» **To be done**:
Find each line holding "React" and copy it out.

++++

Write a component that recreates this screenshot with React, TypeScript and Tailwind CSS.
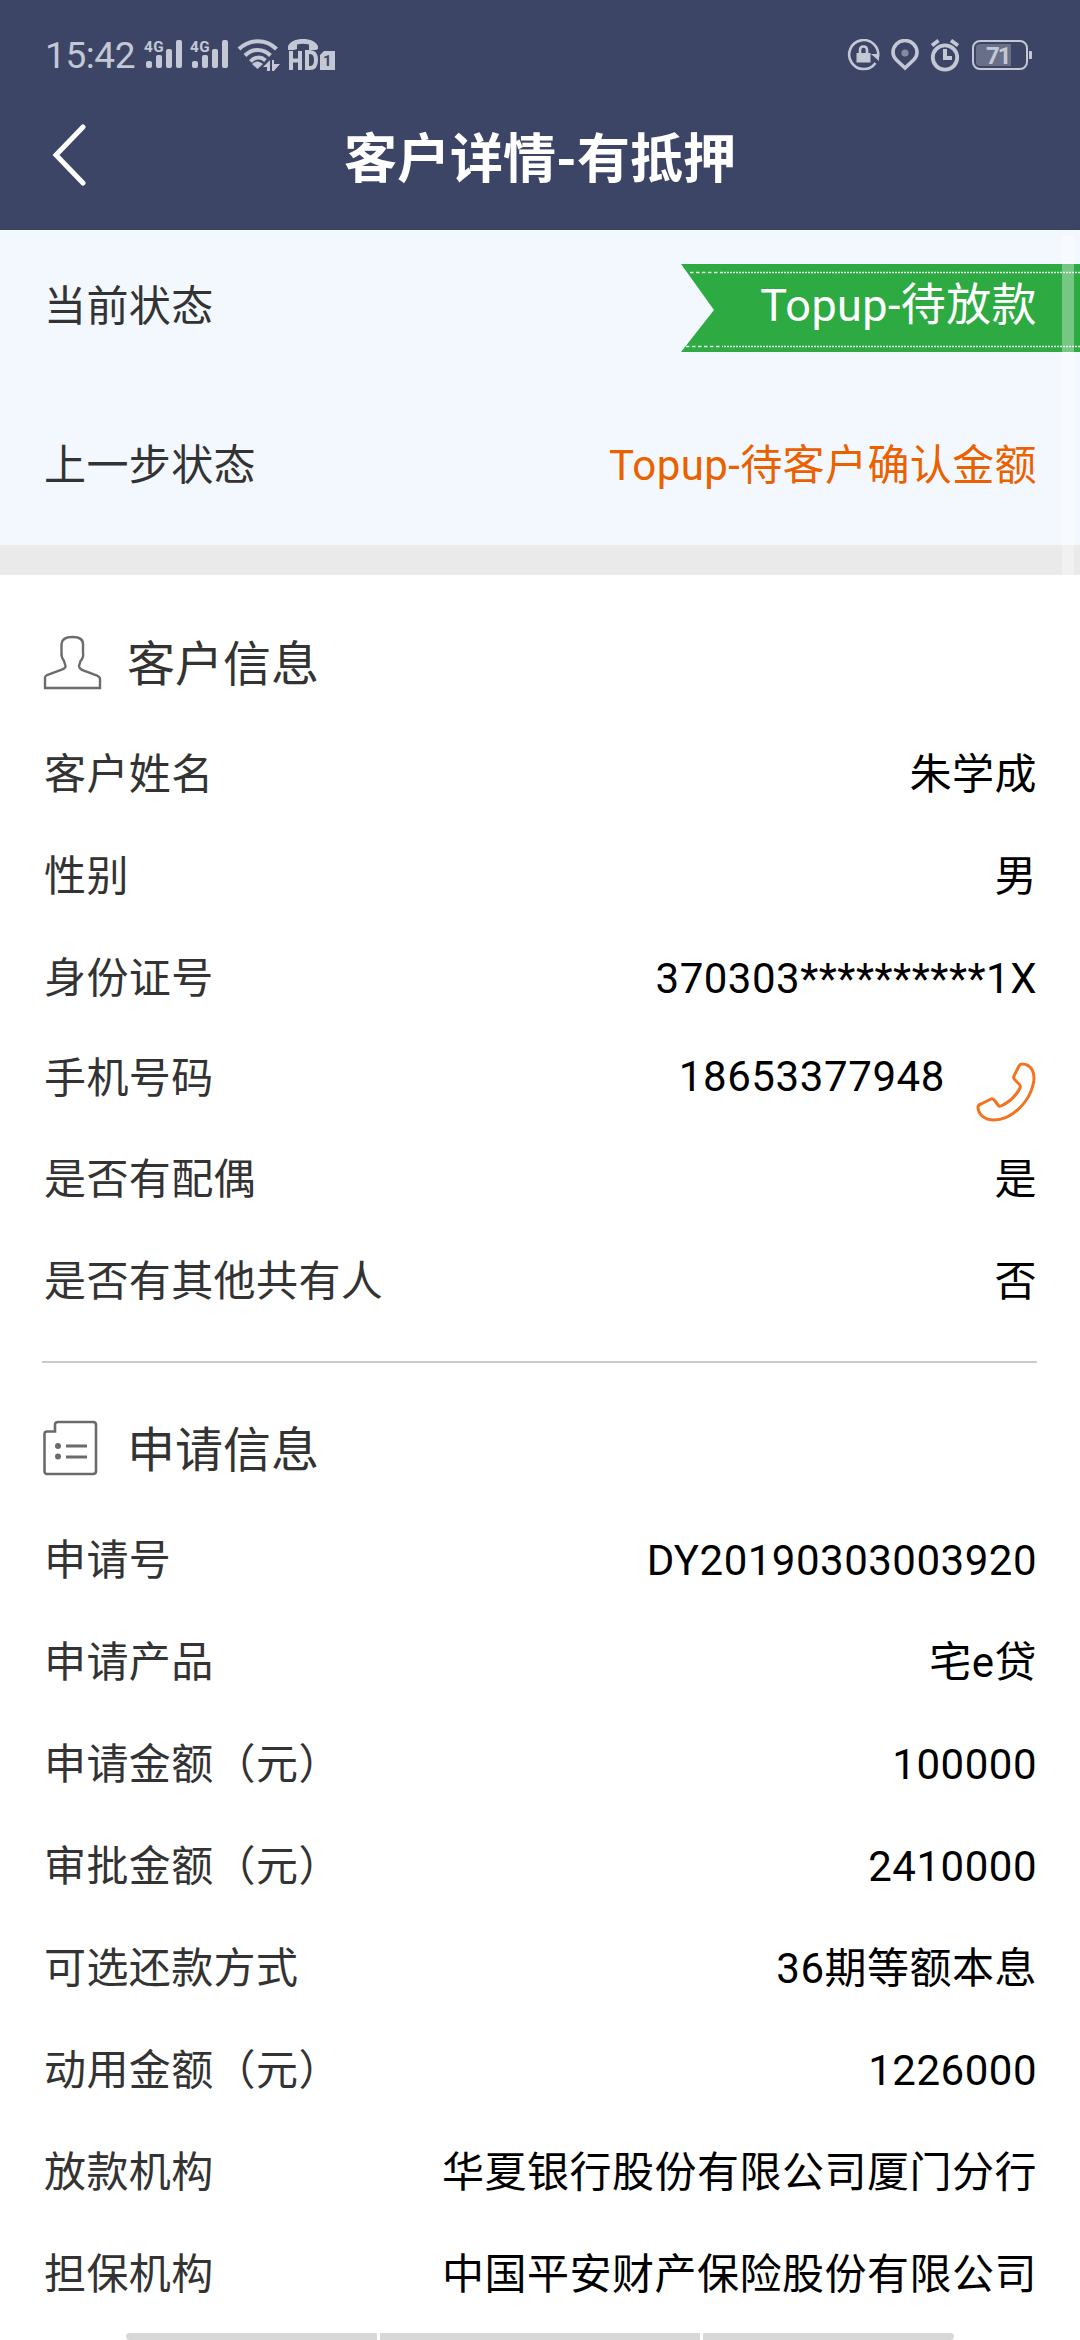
import React from "react";

interface RowProps {
  label: string;
  value: string;
}

const customerRows: RowProps[] = [
  { label: "客户姓名", value: "朱学成" },
  { label: "性别", value: "男" },
  { label: "身份证号", value: "370303**********1X" },
];

const ownerRows: RowProps[] = [
  { label: "是否有配偶", value: "是" },
  { label: "是否有其他共有人", value: "否" },
];

const applicationRows: RowProps[] = [
  { label: "申请号", value: "DY20190303003920" },
  { label: "申请产品", value: "宅e贷" },
  { label: "申请金额（元）", value: "100000" },
  { label: "审批金额（元）", value: "2410000" },
  { label: "可选还款方式", value: "36期等额本息" },
  { label: "动用金额（元）", value: "1226000" },
  { label: "放款机构", value: "华夏银行股份有限公司厦门分行" },
  { label: "担保机构", value: "中国平安财产保险股份有限公司" },
];

function Row({ label, value }: RowProps) {
  return (
    <div className="flex h-[102px] items-center justify-between">
      <span className="text-[#333333]">{label}</span>
      <span className="tracking-[0.5px] text-black">{value}</span>
    </div>
  );
}

function Signal() {
  return (
    <svg width="40" height="32" viewBox="0 0 40 32" fill="currentColor">
      <text x="0" y="13" fontSize="14.5" fontWeight="700" textLength="20" lengthAdjust="spacingAndGlyphs">
        4G
      </text>
      <rect x="2" y="22" width="6" height="7" rx="2" />
      <rect x="12" y="16" width="6" height="13" rx="2" />
      <rect x="22" y="10" width="6" height="19" rx="2" />
      <rect x="32" y="1" width="6" height="28" rx="2" />
    </svg>
  );
}

function StatusBar() {
  return (
    <div className="flex h-[110px] items-center justify-between pl-[45px] pr-[47px] text-[#c4c8d4]">
      <div className="flex h-8 items-center">
        <span className="w-[99px] pt-[2px] text-[37px] leading-8 tracking-[-0.4px]">15:42</span>
        <span className="mr-[6px]">
          <Signal />
        </span>
        <Signal />
        <svg className="ml-[7px]" width="44" height="32" viewBox="0 0 44 32" fill="none" stroke="currentColor" strokeWidth="4">
          <path d="M2 10C13 -0.5 29 -0.5 39.5 10" />
          <path d="M8 16.5C15.500 9 26 9 33.500 16.5" />
          <path d="M13.500 22.500C18 17.500 24 17.500 28.500 21.500" />
          <path d="M15 25Q20.500 20 26 25L20.500 30Z" fill="currentColor" stroke="none" />
          <path d="M33 21V32H30V28H26ZM35 21H37V25H43L36 33H35Z" fill="currentColor" stroke="none" />
        </svg>
        <svg className="ml-[7px]" width="50" height="34" viewBox="0 0 50 34" fill="currentColor">
          <path d="M0 12V8C3 2 10 1 15 1S27 2 30 8V11L28 12H21V6.500Q15 5 9 6.500V11L6 12Z" />
          <path
            d="M3 13V32M12 13V32M3 22.500H12M19 14V30H22Q28 30 28 22T22 14Z"
            fill="none"
            stroke="currentColor"
            strokeWidth="4"
          />
          <path d="M36 13H47V32H32V17Z" />
          <text x="35" y="28" fontSize="15" fontWeight="700" fill="#3c4566">
            1
          </text>
        </svg>
      </div>
      <div className="flex h-8 items-center">
        <svg width="33" height="33" viewBox="0 0 33 33" fill="none" stroke="currentColor" strokeWidth="2.600">
          <path d="M28.500 24A14.500 14.500 0 1 1 31 18" />
          <path d="M24 15H32V22Z" fill="currentColor" stroke="none" />
          <rect x="9.500" y="14" width="14" height="9.500" fill="currentColor" stroke="none" />
          <path d="M13 15V11Q13 7.500 16.500 7.500T20 11V15" />
        </svg>
        <svg className="ml-[11px]" width="28" height="33" viewBox="0 0 28 33" fill="none">
          <path d="M14 29L5.500 21Q2 17.500 2 13.500A12 12 0 0 1 26 13.500Q26 17.500 22.500 21Z" stroke="currentColor" strokeWidth="3.600" />
          <circle cx="14" cy="14" r="3.600" fill="#858b9f" />
        </svg>
        <svg className="ml-[11px]" width="30" height="33" viewBox="0 0 30 33" fill="none" stroke="currentColor" strokeWidth="3.800">
          <circle cx="15" cy="18.500" r="12.200" />
          <path d="M2 6.500L8.500 1.500M21 1.500L28 6.500" />
          <path d="M15 10V19H22" strokeWidth="4" />
        </svg>
        <svg className="ml-[12px]" width="61" height="31" viewBox="0 0 61 31">
          <rect x="1" y="1" width="54" height="28" rx="7" fill="none" stroke="currentColor" strokeWidth="2" />
          <path d="M8 4H39V26H8Q4 26 4 22V8Q4 4 8 4Z" fill="#687089" />
          <path d="M57 11H59Q60 11 60 12V18Q60 19 59 19H57Z" fill="currentColor" />
          <text x="14" y="24" fontSize="24" fontWeight="700" fill="currentColor" textLength="26">
            71
          </text>
        </svg>
      </div>
    </div>
  );
}

function Ribbon() {
  return (
    <div className="relative h-[88px] w-[399px]">
      <svg className="absolute inset-0" width="399" height="88" viewBox="0 0 399 88">
        <path d="M0 0H399V88H0L33 46Z" fill="#2daa42" />
        <path d="M9 8.500H42M5 82.500H42" stroke="#e4f5e7" strokeWidth="1.600" strokeDasharray="3.500 2.500" />
        <path d="M43 8.500H399M43 82.500H399" stroke="#e4f5e7" strokeWidth="1.600" strokeDasharray="2 1" />
      </svg>
      <span className="absolute right-[43px] top-0 text-[45px] leading-[83px] tracking-[0.4px] text-white">
        Topup-待放款
      </span>
    </div>
  );
}

export default function App() {
  return (
    <div className="relative flex h-[2340px] w-[1080px] flex-col overflow-hidden bg-white font-[Roboto,'Noto_Sans_CJK_SC',sans-serif] text-[42px] leading-[62px] tracking-[0.4px]">
      <header className="h-[230px] bg-[#3c4566]">
        <StatusBar />
        <div className="grid h-[94px] grid-cols-[120px_1fr_120px] items-center">
          <svg className="mb-[6px] ml-[52px]" width="36" height="64" viewBox="0 0 36 64" fill="none">
            <path d="M31 5L4 33L31 61" stroke="white" strokeWidth="5" strokeLinecap="round" />
          </svg>
          <h1 className="pt-[5px] text-center text-[53px] font-bold tracking-normal text-white">客户详情-有抵押</h1>
        </div>
      </header>

      <section className="h-[315px] bg-[#f3f8ff] pt-[34px]">
        <div className="flex h-[88px] justify-between pl-[44px]">
          <span className="leading-[85px] text-[#333333]">当前状态</span>
          <Ribbon />
        </div>
        <div className="mt-[66px] flex h-[96px] items-center justify-between pl-[44px] pr-[43px]">
          <span className="text-[#333333]">上一步状态</span>
          <span className="text-[#eb6100]">Topup-待客户确认金额</span>
        </div>
      </section>
      <div className="h-[30px] bg-[#eaeaea]" />

      <section className="h-[786px] pl-[44px] pr-[43px]">
        <div className="flex h-[149px] items-center pt-[27px]">
          <svg className="-ml-[1px]" width="60" height="56" viewBox="0 0 60 56" fill="none" stroke="#6b6b6b" strokeWidth="2.400">
            <path d="M2 53V43Q2 41 4 40L18 35Q23 33 22.500 31L21 26Q18 22 18.500 18V9Q19 2 29.500 2T40 9V18Q41 22 37.500 26L36 31Q36 33 39 35L54 40.500Q57 42 57 44V53Z" />
          </svg>
          <h2 className="ml-[24px] pt-[3px] text-[48px] tracking-normal text-[#333333]">客户信息</h2>
        </div>
        {customerRows.map((row) => (
          <Row key={row.label} {...row} />
        ))}
        <div className="flex h-[99px] items-center justify-between">
          <span className="pb-[2px] text-[#333333]">手机号码</span>
          <div className="flex items-center">
            <span className="pb-[6px] tracking-[0.6px] text-black">18653377948</span>
            <svg className="ml-[31px] mr-[1px] mt-[24px]" width="60" height="60" viewBox="0 0 60 60" fill="none" stroke="#f3741f" strokeWidth="3" strokeLinejoin="round">
              <path d="M46 2C56 2 60 12 57 23C53 40 36 58 18 58C8 58 2 52 2 45Q2 43 5 42L15 37Q17 36 19 39L22 43Q23 45 25 44Q38 38 44 26Q45 24 43 22L39 18Q37 16 38 14L43 4Q44 2 46 2Z" />
            </svg>
          </div>
        </div>
        {ownerRows.map((row) => (
          <Row key={row.label} {...row} />
        ))}
      </section>

      <section className="ml-[42px] mr-[43px] border-t-2 border-[#cacbd0] pl-[2px]">
        <div className="flex h-[147px] items-center pt-[23px]">
          <svg className="-ml-[1px]" width="56" height="56" viewBox="0 0 56 56" fill="none" stroke="#6b6b6b" strokeWidth="2.600">
            <path d="M12 11V5Q12 2 15 2H50Q53 2 53 5V51Q53 54 50 54H4Q1.500 54 1.500 51V14Q1.500 11.500 4 11.500H12Z" />
            <path d="M23 26H44M23 37H44" strokeWidth="3" />
            <g fill="#6b6b6b" stroke="none">
              <circle cx="15" cy="26" r="3" />
              <circle cx="15" cy="36.500" r="3" />
            </g>
          </svg>
          <h2 className="ml-[28px] pt-[6px] text-[48px] tracking-normal text-[#333333]">申请信息</h2>
        </div>
        {applicationRows.map((row) => (
          <Row key={row.label} {...row} />
        ))}
      </section>

      {/* scroll thumb and gesture bars sit over the page */}
      <div className="absolute left-[1062px] top-[236px] h-[339px] w-[12px] bg-white/35" />
      <div className="absolute bottom-0 left-[126px] flex h-[7px] w-[828px] gap-[3px]">
        <span className="w-[251px] rounded-l-[4px] bg-[#d8d8d8]" />
        <span className="w-[320px] bg-[#d8d8d8]" />
        <span className="flex-1 rounded-r-[4px] bg-[#d8d8d8]" />
      </div>
    </div>
  );
}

++++

» **Solution to the exercise**:
Write a component that recreates this screenshot with React, TypeScript and Tailwind CSS.
import React from "react";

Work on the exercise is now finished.